Zuletzt bleibt noch das umfassende Rahmenprogramm zu erwähnen. Nahezu alle interessierten Organisationen, Vereine und Kulturschaffenden aus dem Kölner Umland mit Afrikabezug wurden in verschiedenster Form miteinbezogen und beworben, sodass auch über das akademische Format hinaus zahlreiche Konzerte, Ausstellungen, Film- und Theatervorführungen sowie Buchbesprechungen stattgefunden haben. Am prominentesten ist hierbei das africologne Festival zu nennen, das über elf Tage Programm in verschiedensten europäischen und afrikanischen Sprachen mit international renommierten Künstler:innen veranstaltet hat. Aber auch zahlreiche Museen, Vereine bis hin zu Tanzschulen haben die internationale Aufmerksamkeit auf Köln für Aktivitäten genutzt.

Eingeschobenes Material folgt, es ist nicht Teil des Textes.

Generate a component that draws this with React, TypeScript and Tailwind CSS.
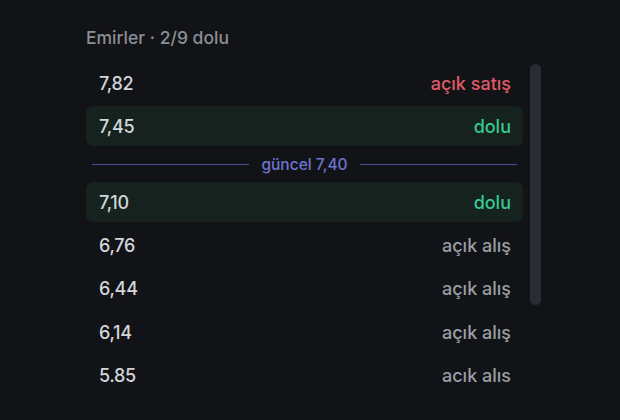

Als Fazit lässt sich also ziehen, dass Anfang Juni Hochkonjunktur war für alle, die zum afrikanischen Kontinent arbeiten oder sich für ihn interessieren. Die Kritik daran, dass es sich bei ECAS um eine Veranstaltung handelt, die von Grund auf koloniale Wirkweisen fortführt, ist gerechtfertigt. Das lässt sich alleine schon am Namen erkennen, European Conference..., und die Wurzel dieses Übels wird sich auch nicht beseitigen lassen, bis die Wissensproduktion sich von Grund auf verändert hat. Das akademische Machtgefüge bevorzugt aktuell den Globalen Norden und als Forscher:in gehört der Besuch von Konferenzen einfach zum Tagesgeschäft. Forschung funktioniert nicht ohne Diskussion, Austausch und Vernetzung, und auch digital ist dies kaum in ähnlichem Umfang möglich. Wenn uns Forschenden nicht gefällt, dass die wichtigsten Tagungen über Afrika in Europa stattfinden, dann gibt es zahlreiche Expert:innenkonferenzen auf dem afrikanischen Kontinent, die man besuchen kann. Wenn wir uns als Forscher:innen aus dem sogenannten Globalen Norden ernsthaft an der Dekolonisierung beteiligen wollen, müssen wir unsere Möglichkeiten aktiv dafür nutzen, uns mit Kolleg:innen in Afrika zu vernetzen und deren Veranstaltungen und Projekte unterstützen. Ressourcen müssen verschoben werden, Gelder müssen wandern. Die großen Verlagshäuser, die die Währung für Forschende in Form von Ranking-Points für Publikationen produzieren, werden entweder nachziehen oder ersetzt werden – wenn die Academia es denn nur wirklich will. Für die Vorbereitung dieses „Umzugs" kann eine solche ECAS momentan nützlich sein, aber wenn von African Futures die Rede ist, dann sollte man sich schnellstmöglich bemühen, genau dieses Format abzusetzen.